The Sloan Foundation has done well by BU economists in recent years. Donald joins four other members of the department's faculty -- Itzhak Gilboa, Kevin Lang, John Leahy, and Miron -- as a recipient of the fellowship.

"It puts another official stamp of approval on what we believe have been big gains in the quality of the department," Miron says. "The department's reputation has been growing for about 10 years now. We've been hiring more and more well-established people."

A native of Australia, Donald took his bachelor's degree from the University of Sydney in 1985. His Ph.D. is from the University of British Columbia, where he developed some important and abiding academic friendships. Professors John Cragg and Harry Paarsch, both of whom served as members of his thesis committee and references for his Sloan Fellowship nomination, have shared author's credit with Donald on several articles published within the past five years.

His work has appeared more than a dozen times in prestigious scholarly periodicals, including the Journal of Econometrics and the International Economic Review. Although Donald was passed over for selection in 1997, his publishing record clearly made an impression on members of the Sloan Fellowship program committee.

"I must have been close last year," he says, "because they asked Jeff [Miron] to renominate me this year. Even so, I was pleasantly surprised when I received the letter a couple of weeks ago. You don't expect to get these things."
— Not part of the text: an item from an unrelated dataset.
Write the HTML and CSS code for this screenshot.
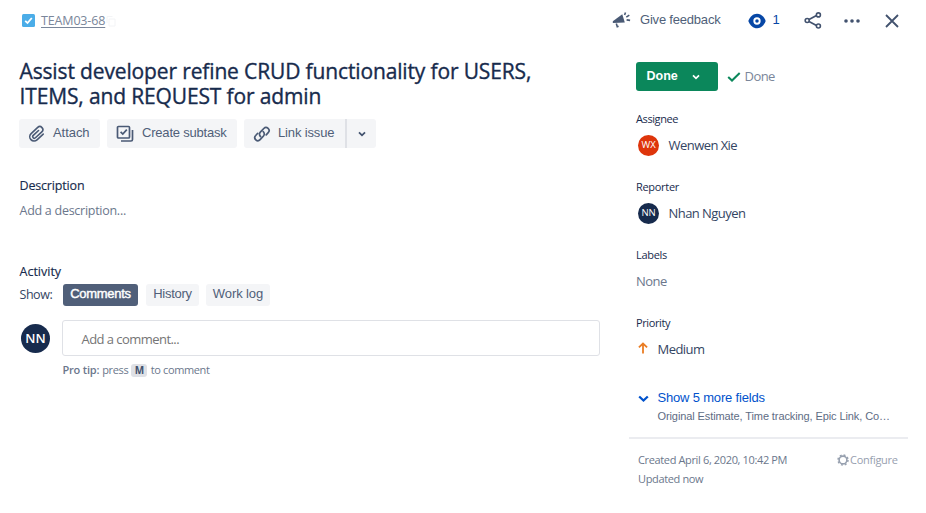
FILE: index.html
```html
<!DOCTYPE html>
<html lang="en">
<head>
<meta charset="utf-8">
<title>TEAM03-68</title>
<link rel="stylesheet" href="styles.css">
</head>
<body>
<div class="issue">
  <main class="main">
    <nav class="crumbs">
      <span class="type"><svg width="13" height="13" viewBox="0 0 13 13"><rect width="13" height="13" rx="1.5" fill="#4bade8"/><path d="M3.2 6.8l2.3 2.2 4.3-5" fill="none" stroke="#fff" stroke-width="1.8"/></svg></span>
      <a class="key" href="#">TEAM03-68</a>
      <svg class="copy" width="10" height="12" viewBox="0 0 10 12"><path d="M1 8V1.5h5.500M3 4h6v7H3z" fill="none" stroke="#f3f4f6"/></svg>
    </nav>
    <h1 class="title"><span class="t1">Assist developer refine CRUD functionality for USERS,</span><span class="t2">ITEMS, and REQUEST for admin</span></h1>
    <div class="actions">
      <button class="btn attach"><svg width="18" height="18" viewBox="0 0 18 18"><g transform="rotate(47 9 9)"><path d="M13.300 4.500v8.500a4.300 4.300 0 0 1-8.600 0V4a3 3 0 0 1 6 0v8.700a1.600 1.600 0 0 1-3.200 0V5.500" fill="none" stroke="#4a5a75" stroke-width="1.600" stroke-linecap="round"/></g></svg><span>Attach</span></button>
      <button class="btn subtask"><svg width="18" height="18" viewBox="0 0 18 18"><rect x="1.500" y="1.500" width="12" height="11.500" rx="1" fill="none" stroke="#4a5a75" stroke-width="1.700"/><path d="M4.600 6.800l2.200 2.300 4-4.500M16.500 5v9.500a1.500 1.500 0 0 1-1.500 1.500H5" fill="none" stroke="#4a5a75" stroke-width="1.700"/></svg><span>Create subtask</span></button>
      <div class="split">
        <button class="btn link"><svg width="18" height="18" viewBox="0 0 18 18"><path d="M7.500 11.500a3 3 0 0 1-.2-4.300l3.500-3.700a3 3 0 0 1 4.400 4.200l-2 2.200M10.200 6.700a3 3 0 0 1 .3 4.300l-3.400 3.700a3 3 0 0 1-4.400-4.200l2-2.200" fill="none" stroke="#4a5a75" stroke-width="1.700" stroke-linecap="round"/></svg><span>Link issue</span></button>
        <button class="btn more"><svg width="8" height="6" viewBox="0 0 8 6"><path d="M1 1.300l3 3 3-3" fill="none" stroke="#42526e" stroke-width="1.800"/></svg></button>
      </div>
    </div>
    <h2 class="heading">Description</h2>
    <p class="describe">Add a description...</p>
    <h2 class="heading activity">Activity</h2>
    <div class="tabs">
      <span class="show">Show:</span>
      <button class="tab on">Comments</button>
      <button class="tab history">History</button>
      <button class="tab worklog">Work log</button>
    </div>
    <div class="comment">
      <span class="avatar big">NN</span>
      <div class="field">Add a comment...</div>
    </div>
    <p class="tip"><b>Pro tip:</b><span class="press">press</span><kbd>M</kbd><span class="rest">to comment</span></p>
  </main>
  <aside class="side">
    <div class="tools">
      <svg class="horn" width="19" height="18" viewBox="0 0 19 18"><path d="M.8 10.200L10.300 3.200l2.500 8.300-12 .6z" fill="#4a5a75"/><path d="M4.300 12.500l1 3.200 1.300-.4M12.600 4l.9-2.600M14.300 6.200l3-2M14.600 8.900l3.500.5" fill="none" stroke="#4a5a75" stroke-width="1.600"/></svg>
      <span class="feedback">Give feedback</span>
      <svg class="eye" width="18" height="16" viewBox="0 0 18 16"><path d="M0.300 8C2 3.500 5.200.7 9 .7s7 2.800 8.700 7.300C16 12.500 12.800 15.300 9 15.300S2 12.500.300 8z" fill="#0747a6"/><circle cx="9" cy="8" r="2.700" fill="#0747a6" stroke="#fff" stroke-width="1.900"/></svg>
      <span class="watch">1</span>
      <svg class="share" width="18" height="17" viewBox="0 0 18 17"><path d="M5 7.500l7.500-4M5 9.500l7.500 4" stroke="#42526e" stroke-width="1.700"/><g fill="none" stroke="#42526e" stroke-width="1.600"><circle cx="3.200" cy="8.500" r="2"/><circle cx="14.400" cy="2.900" r="2"/><circle cx="14.400" cy="14" r="2"/></g></svg>
      <svg class="dots" width="16" height="4" viewBox="0 0 16 4"><g fill="#42526e"><circle cx="2" cy="2" r="1.800"/><circle cx="8" cy="2" r="1.800"/><circle cx="14" cy="2" r="1.800"/></g></svg>
      <svg class="close" width="14" height="14" viewBox="0 0 14 14"><path d="M1 1l12 12M13 1L1 13" stroke="#42526e" stroke-width="1.800"/></svg>
    </div>
    <div class="status">
      <button class="done"><span>Done</span><svg width="8" height="6" viewBox="0 0 8 6"><path d="M1 1.300l3 3 3-3" fill="none" stroke="#fff" stroke-width="1.700"/></svg></button>
      <svg class="check" width="14" height="10" viewBox="0 0 14 10"><path d="M1.200 4.900l3.800 3.600L12.700 1" fill="none" stroke="#0b875b" stroke-width="2"/></svg>
      <span class="resolution">Done</span>
    </div>
    <section class="prop"><h3 class="assignee">Assignee</h3><div class="value"><span class="avatar red">WX</span><span class="wx">Wenwen Xie</span></div></section>
    <section class="prop"><h3 class="reporter">Reporter</h3><div class="value"><span class="avatar">NN</span><span class="nn">Nhan Nguyen</span></div></section>
    <section class="prop"><h3 class="labels">Labels</h3><div class="value none">None</div></section>
    <section class="prop"><h3 class="priority">Priority</h3><div class="value"><svg class="up" width="10" height="12" viewBox="0 0 10 12"><path d="M5 11.500V1.800M.9 5.300L5 1.500l4.100 3.800" fill="none" stroke="#ea7d24" stroke-width="1.800"/></svg><span class="medium">Medium</span></div></section>
    <div class="expand"><svg width="11" height="8" viewBox="0 0 11 8"><path d="M1.200 1.500l4.300 4 4.300-4" fill="none" stroke="#0052cc" stroke-width="2.300"/></svg><a href="#">Show 5 more fields</a></div>
    <p class="fields">Original Estimate, Time tracking, Epic Link, Co…</p>
    <footer class="meta">
      <div class="dates"><span class="created">Created April 6, 2020, 10:42 PM</span><span class="updated">Updated now</span></div>
      <div class="configure"><svg width="12" height="12" viewBox="0 0 12 12"><circle cx="6" cy="6" r="3.900" fill="none" stroke="#97a0af" stroke-width="1.600"/><circle cx="6" cy="6" r="5" fill="none" stroke="#97a0af" stroke-width="1.500" stroke-dasharray="1.930 1.997"/></svg><span>Configure</span></div>
    </footer>
  </aside>
</div>
</body>
</html>
```
FILE: styles.css
```css
* { box-sizing: border-box; }
body { margin: 0; background: #fff; color: #172b4d; font: 13px/20px "Open Sans", "Noto Sans", sans-serif; }
h1, h2, h3, p { margin: 0; }
svg { display: block; flex: none; }
button { border: 0; padding: 0; color: #505f79; font: 13px/20px "Liberation Sans", sans-serif; }
span { white-space: nowrap; }
.issue { display: flex; width: 926px; height: 513px; overflow: hidden; }
.main { width: 610px; padding-left: 19.5px; }
.crumbs { display: flex; align-items: center; height: 41px; }
.type { margin-left: 2px; }
.key { margin-left: 6.5px; padding-top: 1px; color: #7a869a; font-size: 12.5px; letter-spacing: -.15px; text-decoration: underline; text-underline-offset: 2px; }
.copy { margin-left: 1px; }
.title { display: flex; flex-direction: column; margin-top: 18px; height: 50px; font-size: 21px; font-weight: 400; line-height: 25px; letter-spacing: -.14px; -webkit-text-stroke: .35px #172b4d; }
.t2 { letter-spacing: -.14px; }
.actions { display: flex; gap: 7px; margin: 10px 0 0 -.5px; height: 29px; }
.btn { display: flex; align-items: center; height: 29px; background: #f4f5f7; border-radius: 3px; }
.btn span { position: relative; top: -1px; }
.attach { width: 81px; padding-left: 9px; gap: 7px; }
.attach span { letter-spacing: -.05px; }
.subtask { width: 130px; padding-left: 9px; gap: 8px; letter-spacing: -.2px; }
.split { display: flex; }
.link { width: 101px; padding-left: 9px; gap: 7px; border-radius: 3px 0 0 3px; letter-spacing: -.15px; }
.more { width: 31px; justify-content: center; border-left: 2px solid #dfe1e6; border-radius: 0 3px 3px 0; }
.heading { margin-top: 28px; font-size: 12.5px; line-height: 20px; font-weight: 500; letter-spacing: -.17px; -webkit-text-stroke: .15px #172b4d; }
.describe { margin-top: 5px; color: #6b778c; font-size: 12.5px; letter-spacing: -.27px; }
.activity { margin-top: 41px; letter-spacing: 0; }
.tabs { display: flex; align-items: center; height: 22px; margin-top: 2px; }
.show { width: 43.5px; margin-top: -1px; color: #344563; font-size: 12.5px; letter-spacing: -.45px; }
.tab { height: 22px; border-radius: 3px; background: #f4f5f7; line-height: 20px; padding-bottom: 2px; letter-spacing: -.1px; }
.on { width: 75px; background: #505f79; color: #fff; letter-spacing: -.3px; -webkit-text-stroke: .4px #fff; }
.history { width: 53px; margin-left: 8px; letter-spacing: -.25px; }
.worklog { width: 64px; margin-left: 7px; }
.comment { display: flex; align-items: center; gap: 12px; margin-top: 14px; padding-left: 1.5px; height: 36px; }
.avatar { display: flex; align-items: center; justify-content: center; flex: none; width: 21px; height: 21px; border-radius: 50%; background: #172b4d; color: #fff; font-size: 9.5px; font-weight: 500; }
.red { background: #de350b; }
.big { width: 29px; height: 29px; font-size: 13px; font-weight: 600; }
.field { width: 538px; height: 36px; border: 1px solid #dfe1e6; border-radius: 3px; padding: 8px 0 0 18.500px; color: #757575; font-size: 13px; line-height: 20px; letter-spacing: -.55px; }
.tip { display: flex; align-items: center; height: 16px; margin: 6px 0 0 43px; color: #6b778c; font-size: 11px; letter-spacing: -.38px; }
.tip b { font-weight: 600; letter-spacing: -.2px; }
.press { margin-left: 3px; }
kbd { width: 16px; height: 13px; margin: 0 3.500px 0 3px; border-radius: 3px; background: #dfe1e6; color: #42526e; font: bold 10px/13px "Open Sans", sans-serif; text-align: center; }
.side { width: 316px; padding-left: 26px; }
.tools { display: flex; align-items: center; height: 40px; margin-left: -24px; color: #505f79; }
.tools span { font: 13px/20px "Liberation Sans", sans-serif; }
.tools .feedback { width: 108px; margin-left: 9px; letter-spacing: -.2px; }
.eye { margin-top: 2px; }
.tools .watch { width: 31.500px; margin-left: 6.500px; color: #0747a6; }
.dots { margin: 2px 24.500px 0 22px; }
.close { margin-top: 2px; }
.share { margin-top: 1px; }
.status { display: flex; align-items: center; margin-top: 22px; height: 29px; }
.done { display: flex; align-items: center; width: 82px; height: 29px; padding: 0 0 2px 10.500px; border-radius: 3px; background: #0b875b; color: #fff; font-weight: bold; font-size: 12.5px; }
.done svg { margin: 3px 0 0 14px; }
.check { margin: 1px 3.500px 0 9px; }
.resolution { margin-top: -2px; color: #7a869a; letter-spacing: -.55px; }
.prop { height: 68px; padding-top: 8px; }
.status + .prop { margin-top: 10px; }
.prop h3 { font-size: 11px; font-weight: 500; line-height: 20px; letter-spacing: -.3px; }
.assignee, .prop .assignee, .prop .priority { letter-spacing: -.4px; }
.value { display: flex; align-items: center; height: 32px; font-size: 13px; letter-spacing: -.55px; color: #344563; }
.value .avatar { margin: 0 9.500px 0 2px; padding-bottom: 1px; letter-spacing: -.2px; }
.none { color: #6b778c; letter-spacing: -.5px; }
.up { margin: -3px 9.500px 0 2px; }
.expand { display: flex; align-items: center; height: 20px; margin-top: 15px; padding-left: 2px; gap: 8.500px; }
.expand svg { margin-top: 1px; }
.expand a { color: #0052cc; font: 13px/20px "Liberation Sans", sans-serif; letter-spacing: -.18px; text-decoration: none; }
.fields { margin: -2px 0 0 21.500px; height: 20px; color: #5e6c84; font: 11px/20px "Liberation Sans", sans-serif; letter-spacing: -.1px; }
.meta { display: flex; margin: 11px 0 0 -7px; width: 279px; border-top: 2px solid #ebecf0; padding: 10px 0 0 9px; font-size: 11px; color: #6b778c; letter-spacing: -.36px; }
.dates { display: flex; flex-direction: column; width: 199px; line-height: 19px; padding-top: 1px; }
.configure { display: flex; align-items: center; height: 21px; gap: 1px; color: #97a0af; letter-spacing: -.27px; }
```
Donald's receipt of the fellowship was serendipitously timed. Not having to worry about financing his various projects will help him devote energy to an even more ambitious endeavor -- raising a baby daughter.

At just nine weeks, Katherine doesn't fully appreciate the significance of her father's windfall. "For the moment, she's pretty focused on eating and on not sleeping when she's supposed to," Donald says with a laugh.